While the shelter has improved the lives of some, it has utterly destroyed the lives of others. This shelter attracts violent felons to the neighborhood who pray on the neighbors. These violent felons threatened to kill neighbors, stolen their vehicles. I now live in constant fear for my life. This shelter has destroyed our neighborhood!

Even the volunteers and supporters of the shelter torment the neighbors.

The city has said they do not have these issues with the other shelters in town.

I certainly hope that new management means changes and a little respect for the neighbors.

David Brown

Exactly right....

MJ Paul

The city statement that they are not having these issues at other shelters in Santa Fe is untrue. There are severe public safety issues in the area surrounding St. Elizabeth, and the city is well aware of the issues: neighbors threatened with clubs, homeless living on private residential property, transients casing the neighborhood yards/fences and entering homes, human feces in pits in front of the children’s play area in the railyard park…. Police response is very poor and my neighbor was told that they needed a restraining order to remove homeless living on their property, and not responding to personal threats…. I could go on, but anyone who has been in the railyard park and underground pass knows that the public safety problems are uncontrolled.

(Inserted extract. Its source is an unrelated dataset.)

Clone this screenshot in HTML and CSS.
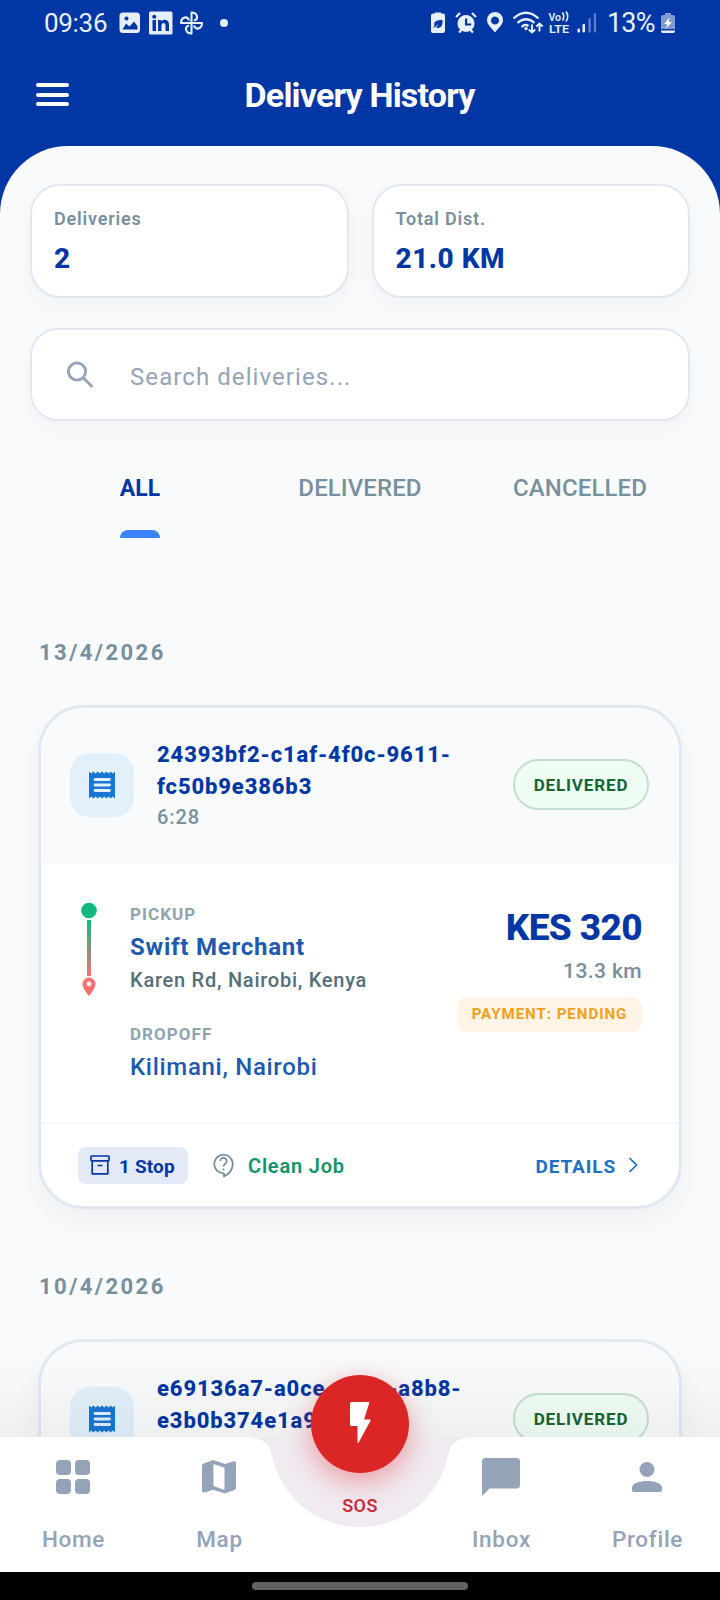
FILE: index.html
```html
<!DOCTYPE html>
<html lang="en">
<head>
<meta charset="utf-8">
<title>Delivery History</title>
<link rel="stylesheet" href="styles.css">
</head>
<body>
<div class="screen">
  <div class="status">
    <span class="clock">09:36</span>
    <svg class="status-left" width="112" height="26" viewBox="0 0 112 26" fill="#e8effc">
      <path fill-rule="evenodd" d="M4 2.500h13.500a3.500 3.500 0 0 1 3.500 3.500v13.500a3.500 3.500 0 0 1-3.500 3.500H4A3.500 3.500 0 0 1 .5 19.500V6A3.500 3.500 0 0 1 4 2.500zM3.500 19.500h15v-3.200L15 11.500l-4.500 5L7 13.500zM7.500 6.500a2 2 0 1 0 .01 0z"/>
      <path fill-rule="evenodd" d="M31.500 1.500h20.500a1.500 1.500 0 0 1 1.500 1.500v20a1.500 1.500 0 0 1-1.500 1.500H31.500A1.500 1.500 0 0 1 30 23V3a1.500 1.500 0 0 1 1.500-1.500zM33.500 10v11H37V10zM35.250 4.800a2 2 0 1 0 .01 0zM39 10v11h3.500v-5.500c0-3.200 4-3.400 4 0V21H50v-6.500c0-5.400-5.500-6-7.500-3V10z"/>
      <g fill="none" stroke="#e8effc" stroke-width="2.100" stroke-linejoin="round">
        <path d="M72.500 13V2.500c6 0 7.500 6.500 2.500 8"/>
        <path d="M72.500 13V2.500c6 0 7.500 6.500 2.500 8" transform="rotate(90 72.500 13)"/>
        <path d="M72.500 13V2.500c6 0 7.500 6.500 2.500 8" transform="rotate(180 72.500 13)"/>
        <path d="M72.500 13V2.500c6 0 7.500 6.500 2.500 8" transform="rotate(270 72.500 13)"/>
      </g>
      <circle cx="105" cy="13" r="4"/>
    </svg>
    <svg class="status-right" width="168" height="26" viewBox="0 0 168 26" fill="#e8effc">
      <path fill-rule="evenodd" d="M5 3.500V2.500h6v1h2a2 2 0 0 1 2 2V21a2 2 0 0 1-2 2H3a2 2 0 0 1-2-2V5.500a2 2 0 0 1 2-2zM3 17.500l1.500-1.500c-1.500-5 3-6 8-6 .5 6-2 9-6.500 7.500l3-4-4.500 4z"/>
      <g><path fill-rule="evenodd" d="M36 5a8.500 8.500 0 1 0 .01 0zM35 8.500h2.200v5h4v2H35z"/><path d="M26 7l4-4M42 3l4 4M29 22.500l3-3M43 22.500l-3-3" stroke="#e8effc" stroke-width="2.200"/></g>
      <path fill-rule="evenodd" d="M65 2a8 8 0 0 1 8 8c0 4.500-4 7.500-8 12.500-4-5-8-8-8-12.500a8 8 0 0 1 8-8zM65 6.500a4 4 0 1 0 .01 0z"/>
      <g fill="none" stroke="#e8effc" stroke-width="2.200"><path d="M83.500 8.500q12.500-11.500 25 0M87.500 13q8.500-7.500 17 0M91.500 17q3.500-3.500 7-1"/><path d="M102 14.500v8M98.800 19.500l3.200 3 3.200-3M109.500 21.500v-8M106.300 16.500l3.200-3 3.200 3" stroke-width="1.900"/></g>
      <circle cx="96" cy="18.500" r="1.700"/>
      <text class="volte" x="118.500" y="11" textLength="12.500" lengthAdjust="spacingAndGlyphs">Vo</text>
      <path d="M132.500 2.500q2.500 4 0 8M136 1.500q3.500 5 0 10" fill="none" stroke="#e8effc" stroke-width="1.600"/>
      <text class="volte" x="119" y="22.500" textLength="20" lengthAdjust="spacingAndGlyphs">LTE</text>
      <rect x="147.500" y="18.500" width="2.500" height="4" rx="1"/><rect x="152.500" y="14" width="2.500" height="8.500" rx="1"/>
      <rect x="158.500" y="8" width="2.300" height="14.500" rx="1" opacity=".4"/><rect x="163.800" y="3" width="2.300" height="19.500" rx="1" opacity=".4"/>
    </svg>
    <span class="percent">13%</span>
    <svg width="14" height="20" viewBox="0 0 14 20"><path d="M4 2V0h6v2h2a2 2 0 0 1 2 2v12H0V4a2 2 0 0 1 2-2z" fill="#7f9bd2"/><path d="M0 17.500h14a2 2 0 0 1-2 2.500H2a2 2 0 0 1-2-2.500z" fill="#e8effc"/><path d="M8.500 4.500L3 11h3.300L5 15.500 11 9H7.800z" fill="#fff"/></svg>
  </div>
  <header class="topbar">
    <div class="burger"><i></i><i></i><i></i></div>
    <h1 class="title">Delivery History</h1>
  </header>
  <main class="panel">
    <section class="stats">
      <div class="stat"><div class="stat-label">Deliveries</div><div class="stat-value">2</div></div>
      <div class="stat"><div class="stat-label">Total Dist.</div><div class="stat-value">21.0 KM</div></div>
    </section>
    <div class="search">
      <svg width="27" height="28" viewBox="0 0 27 28" fill="none" stroke="#94a3b8" stroke-width="2.900"><circle cx="10" cy="10.500" r="8.600"/><path d="M16.500 17l9 9"/></svg>
      <span class="placeholder">Search deliveries...</span>
    </div>
    <nav class="tabs">
      <div class="tab active"><span>ALL</span></div>
      <div class="tab"><span>DELIVERED</span></div>
      <div class="tab"><span>CANCELLED</span></div>
    </nav>
    <h2 class="date">13/4/2026</h2>
    <article class="card">
      <div class="card-head">
        <div class="tile"><svg width="26" height="28" viewBox="0 0 26 28"><path d="M0 .5l2.170 2L4.330.5l2.170 2L8.670.5l2.170 2L13 .5l2.170 2L17.330.5l2.170 2L21.670.5l2.170 2L26 .5v27l-2.170-2-2.160 2-2.170-2-2.170 2-2.160-2-2.170 2-2.170-2-2.160 2-2.170-2-2.170 2-2.160-2L0 27.500z" fill="#1976d2"/><path d="M6 8.500h14.500M6 14h14.500M6 19.500h14.500" stroke="#e1f0fb" stroke-width="2.800" stroke-linecap="round"/></svg></div>
        <div class="ident"><div class="id">24393bf2-c1af-4f0c-9611-<br>fc50b9e386b3</div><div class="time">6:28</div></div>
        <span class="badge">DELIVERED</span>
      </div>
      <div class="card-body">
        <svg class="rail" width="18" height="96" viewBox="0 0 18 96">
          <defs><linearGradient id="route" x1="0" y1="0" x2="0" y2="1"><stop offset="0" stop-color="#10b981"/><stop offset="1" stop-color="#f87171"/></linearGradient></defs>
          <circle cx="9" cy="8.500" r="7.800" fill="#10b981"/><rect x="7" y="18" width="4" height="56" fill="url(#route)"/>
          <path fill-rule="evenodd" d="M9 75.500a6.500 6.500 0 0 1 6.500 6.500c0 4.500-6.500 12-6.500 12s-6.500-7.500-6.500-12A6.500 6.500 0 0 1 9 75.500zM9 79.500a2.400 2.400 0 1 0 .01 0z" fill="#f87171"/>
        </svg>
        <div class="stops">
          <div class="kind">PICKUP</div>
          <div class="place bold">Swift Merchant</div>
          <div class="address">Karen Rd, Nairobi, Kenya</div>
          <div class="kind drop">DROPOFF</div>
          <div class="place">Kilimani, Nairobi</div>
        </div>
        <div class="fare">
          <div class="price">KES 320</div>
          <div class="distance">13.3 km</div>
          <div class="payment">PAYMENT: PENDING</div>
        </div>
      </div>
      <div class="card-foot">
        <span class="chip"><svg width="20" height="20" viewBox="0 0 20 20" fill="none" stroke="#0037a4" stroke-width="1.700" stroke-linejoin="round"><rect x="1" y="1" width="18" height="4.800" rx=".8"/><path d="M2.200 6v12.800h15.600V6M7.500 10.500h5"/></svg><span>1 Stop</span></span>
        <svg class="help" width="21" height="25" viewBox="0 0 21 25" fill="none" stroke="#78909c" stroke-width="1.800"><path d="M11 20.500v3c5-2.500 8.800-7.500 8.800-13a9.300 9.300 0 1 0-9.300 9.800z" stroke-linejoin="round"/><path d="M7.300 8a3.200 3.200 0 1 1 5.300 2.400c-1.300 1-2.100 1.400-2.100 3.200M10.500 15.500v2"/></svg>
        <span class="clean">Clean Job</span>
        <span class="details">DETAILS</span>
        <svg class="chev" width="10" height="16" viewBox="0 0 10 16" fill="none" stroke="#1e70c4" stroke-width="1.700"><path d="M1.500 1l7 7-7 7"/></svg>
      </div>
    </article>
    <h2 class="date later">10/4/2026</h2>
    <article class="card">
      <div class="card-head">
        <div class="tile"><svg width="26" height="28" viewBox="0 0 26 28"><path d="M0 .5l2.170 2L4.330.5l2.170 2L8.670.5l2.170 2L13 .5l2.170 2L17.330.5l2.170 2L21.670.5l2.170 2L26 .5v27l-2.170-2-2.160 2-2.170-2-2.170 2-2.160-2-2.170 2-2.170-2-2.160 2-2.170-2-2.170 2-2.160-2L0 27.500z" fill="#1976d2"/><path d="M6 8.500h14.500M6 14h14.500M6 19.500h14.500" stroke="#e1f0fb" stroke-width="2.800" stroke-linecap="round"/></svg></div>
        <div class="ident"><div class="id">e69136a7-a0ce-4b1c-a8b8-<br>e3b0b374e1a9</div><div class="time">&nbsp;</div></div>
        <span class="badge">DELIVERED</span>
      </div>
    </article>
  </main>

  <div class="dock">
    <div class="shade"></div>
    <svg class="dock-shape" width="720" height="135" viewBox="0 0 720 135">
      <defs><linearGradient id="well" x1="0" y1="0" x2="0" y2="1"><stop offset="0" stop-color="#efecf1"/><stop offset="1" stop-color="#f2eaf3"/></linearGradient></defs>
      <rect x="250" width="220" height="100" fill="url(#well)"/>
      <path d="M0 0H243C256 0 269 3 271.400 16A90 90 0 0 0 448.600 16C451 3 464 0 477 0H720V135H0z" fill="#fff"/>
    </svg>
    <div class="nav-items">
      <div class="nav-item home"><svg width="34" height="34" viewBox="0 0 34 34" fill="#94a3b8"><rect width="15" height="15" rx="4"/><rect x="19" width="15" height="15" rx="4"/><rect y="19" width="15" height="15" rx="4"/><rect x="19" y="19" width="15" height="15" rx="4"/></svg><span>Home</span></div>
      <div class="nav-item map"><svg width="34" height="34" viewBox="0 0 34 34" fill="#94a3b8"><path fill-rule="evenodd" d="M2 3.200L11 .2Q11.500 0 12 .2L23 4l8-2.600q3-.9 3 2v24.200q0 2-2 2.700l-9 3q-.5.2-1 0L11 29.700l-8 2.700q-3 .8-3-2V6q0-2 2-2.800zM11.500 4v22l11 4V7.800z"/></svg><span>Map</span></div>
      <div class="nav-item inbox"><svg width="38" height="38" viewBox="0 0 38 38" fill="#94a3b8"><path d="M3.500 0h31A3.500 3.500 0 0 1 38 3.500V27a3.500 3.500 0 0 1-3.500 3.500H7.500L0 38V3.500A3.500 3.500 0 0 1 3.500 0z"/></svg><span>Inbox</span></div>
      <div class="nav-item profile"><svg width="30" height="30" viewBox="0 0 30 30" fill="#94a3b8"><circle cx="15" cy="7.500" r="7.500"/><path d="M0 25.500C0 21.500 7 19 15 19s15 2.500 15 6.500V28a2 2 0 0 1-2 2H2a2 2 0 0 1-2-2z"/></svg><span>Profile</span></div>
    </div>
    <div class="fab"><svg width="21" height="41" viewBox="0 0 21 41" fill="#fff"><path d="M1.500 0h17q1 0 .7 1L14 17.500h5.800q1.400 0 .7 1.300L8.800 40.300Q7.500 42 7.500 40V24H1.500Q0 24 0 22.500v-21Q0 0 1.500 0z"/></svg></div>
    <span class="sos">SOS</span>
    <div class="gesture"><i></i></div>
  </div>
</div>
</body>
</html>
```
FILE: styles.css
```css
* { box-sizing: border-box; }
body { margin: 0; font-family: Roboto, "Liberation Sans", sans-serif; background: #0037a4; }
.screen { position: relative; width: 720px; height: 1600px; overflow: hidden; display: flex; flex-direction: column; }
svg { display: block; flex: none; }

.status { height: 46px; flex: none; display: flex; align-items: center; color: #e8effc; padding: 0 44px; }
.clock, .percent { font-size: 26px; line-height: 30px; letter-spacing: -0.3px; font-weight: 400; }
.clock { width: 75px; }
.status-right { margin-left: 199px; }
.volte { font-size: 11px; font-weight: 600; }
.percent { margin-left: 9px; width: 54px; letter-spacing: -0.8px; font-size: 27px; }

.topbar { height: 100px; flex: none; display: flex; align-items: center; padding: 0 36px 3px; }
.burger { display: flex; flex-direction: column; gap: 5.500px; width: 33px; }
.burger i { height: 4px; border-radius: 2px; background: #fff; }
.title { flex: 1; margin: 1px 34px 0 0; text-align: center; color: #fff; font-size: 34px; line-height: 40px; font-weight: 700; letter-spacing: -0.8px; }

.panel { flex: 1; min-height: 0; background: #f8fafc; border-radius: 68px 68px 0 0; padding: 38px 30px 0; }
.stats { display: flex; gap: 23px; }
.stat { flex: 1; height: 114px; padding: 21px 22px; background: #fff; border: 2px solid #e2e8f0; border-radius: 30px; box-shadow: 0 8px 22px rgba(0,0,0,.035); }
.stat-label { font-size: 18px; line-height: 24px; font-weight: 600; letter-spacing: .8px; color: #78909c; }
.stat-value { margin-top: 11px; font-size: 28px; line-height: 34px; font-weight: 800; color: #0037a4; letter-spacing: .5px; }
.search { margin-top: 30px; height: 93px; display: flex; align-items: center; padding: 0 35px; background: #fff; border: 2px solid #e2e8f0; border-radius: 28px; box-shadow: 0 8px 22px rgba(0,0,0,.035); }
.placeholder { margin: 5px 0 0 36px; font-size: 24px; line-height: 30px; letter-spacing: 1.08px; color: #94a3b8; }

.tabs { margin-top: 52px; display: grid; grid-template-columns: repeat(3, 1fr); height: 65px; }
.tab { display: flex; justify-content: center; font-size: 24px; line-height: 30px; font-weight: 500; letter-spacing: .1px; color: #78909c; }
.tab.active { color: #0037a4; font-weight: 700; font-size: 23px; letter-spacing: 0; line-height: 31px; }
.tab.active span { display: flex; flex-direction: column; justify-content: space-between; }
.tab.active span::after { content: ""; height: 8px; border-radius: 8px 8px 0 0; background: #3b82f6; }

.date { margin: 102px 0 39px 9px; font-size: 22px; line-height: 26px; font-weight: 700; letter-spacing: 2.450px; color: #78909c; }
.date.later { margin-top: 65px; }
.card { margin: 0 8px; border: 3px solid #e2e8f0; border-radius: 46px; background: #fff; overflow: hidden; box-shadow: 0 12px 30px rgba(0,0,0,.045); }
.card-head { height: 154px; display: flex; align-items: center; padding: 0 30px 0 29px; background: #f8fafc; }
.tile { flex: none; width: 64px; height: 64px; border-radius: 20px; background: #e1f0fb; display: grid; place-items: center; }
.ident { flex: 1; margin-left: 23px; white-space: nowrap; }
.id { padding-top: 1px; font-size: 22px; line-height: 32px; font-weight: 800; letter-spacing: .88px; color: #0037a4; }
.time { margin-top: -1px; font-size: 20px; line-height: 30px; font-weight: 500; letter-spacing: .9px; color: #78909c; }
.badge { flex: none; width: 136px; height: 51px; margin-bottom: 2px; border: 2px solid #c5dfcf; border-radius: 26px; background: #f0fdf4; color: #166534; display: grid; place-items: center; font-size: 17px; font-weight: 700; letter-spacing: .85px; padding-top: 1px; }

.card-body { height: 260px; border-top: 1px solid #f1f5f9; display: flex; align-items: flex-start; padding: 39px 37px 0 39px; }
.stops { flex: 1; margin: 2px 0 0 32px; }
.kind { font-size: 17px; line-height: 20px; font-weight: 700; letter-spacing: 1.050px; color: #90a4ae; }
.drop { margin-top: 30px; }
.place { margin-top: 7px; font-size: 24px; line-height: 32px; font-weight: 500; letter-spacing: .7px; color: #1e5ab0; }
.bold { font-weight: 700; letter-spacing: .75px; }
.address { margin-top: 3px; font-size: 20px; line-height: 28px; letter-spacing: .75px; font-weight: 500; color: #546e7a; }
.fare { display: flex; flex-direction: column; align-items: flex-end; margin-top: 4px; }
.price { font-size: 37px; line-height: 44px; font-weight: 800; letter-spacing: -0.6px; color: #0037a4; }
.distance { margin-top: 7px; font-size: 21px; line-height: 28px; font-weight: 500; letter-spacing: .4px; color: #78909c; }
.payment { margin-top: 12px; width: 185px; height: 35px; border-radius: 10px; background: #fff4e5; color: #f0a020; display: grid; place-items: center; font-size: 15px; font-weight: 700; letter-spacing: 1px; padding-bottom: 1px; }

.card-foot { height: 84px; border-top: 2px solid #f5f7fa; display: flex; align-items: center; padding: 0 41px 0 37px; }
.chip { width: 110px; height: 37px; border-radius: 8px; background: #e3e9f6; display: flex; align-items: center; padding: 0 12px; gap: 9px; color: #0037a4; font-size: 19px; font-weight: 700; letter-spacing: .15px; white-space: nowrap; }
.chip svg { margin-bottom: 1px; }
.chip span { margin-top: 3px; }
.help { margin-left: 25px; }
.clean { margin: 2px 0 0 14px; font-size: 20px; font-weight: 600; letter-spacing: .8px; color: #0f9468; }
.details { margin: 2px 0 0 auto; font-size: 19px; font-weight: 700; letter-spacing: .9px; color: #1e70c4; }
.chev { margin-left: 12px; }

/* Bottom navigation floats above the scrolling list */
.dock { position: absolute; left: 0; right: 0; bottom: 0; height: 163px; }
.shade { position: absolute; left: 0; right: 0; top: -80px; height: 80px; background: linear-gradient(rgba(0,0,0,0), rgba(0,0,0,.045)); }
.dock-shape { position: absolute; left: 0; top: 0; }
.nav-items { position: absolute; left: 0; top: 0; width: 720px; height: 135px; display: grid; grid-template-columns: 147px 145px 136px 147px 145px; }
.nav-item { display: grid; grid-template-rows: 81px 43px; justify-items: center; align-items: center; font-size: 22.500px; font-weight: 500; letter-spacing: .7px; color: #94a3b8; line-height: 43px; }
.nav-item svg { margin: 0 1px 1px 0; }
.nav-item.inbox { grid-column: 4; }
.fab { position: absolute; left: 311px; top: -62px; width: 98px; height: 98px; border-radius: 50%; background: #dc2626; display: grid; place-items: center; padding-bottom: 3px; box-shadow: 0 8px 28px rgba(230,50,60,.45); }
.sos { position: absolute; left: 320px; width: 80px; top: 57px; text-align: center; font-size: 18px; line-height: 24px; font-weight: 600; letter-spacing: .4px; color: #c9303a; }
.gesture { position: absolute; left: 0; right: 0; bottom: 0; height: 28px; background: #000; display: flex; justify-content: center; align-items: center; }
.gesture i { width: 216px; height: 8px; border-radius: 4px; background: #626262; }
```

Rather than address the public safety issues for our community with homeless programming, the city’s approach has been to ignore public safety concerns and apparently believe that residents are simply in the way. Ignoring the problems is a much easier approach if you are a white privileged male sequestered on 5 acres on Canyon Road, or in a subdivision in El Dorado, where you don’t have your family, children, or elders living in fear and surrounded by garbage and trash.

Mark Blackburn

Marsden I share your thoughts, this and the progressive Sanctuary City attitudes are exactly why I am leaving Santa Fe. Gotta love the $33,000 a day we are spending on the political theater of the round house while the governor dines on Wagu beef. Santa Fe that I once loved is over. My house closes tomorrow - good riddance and moving to Texas.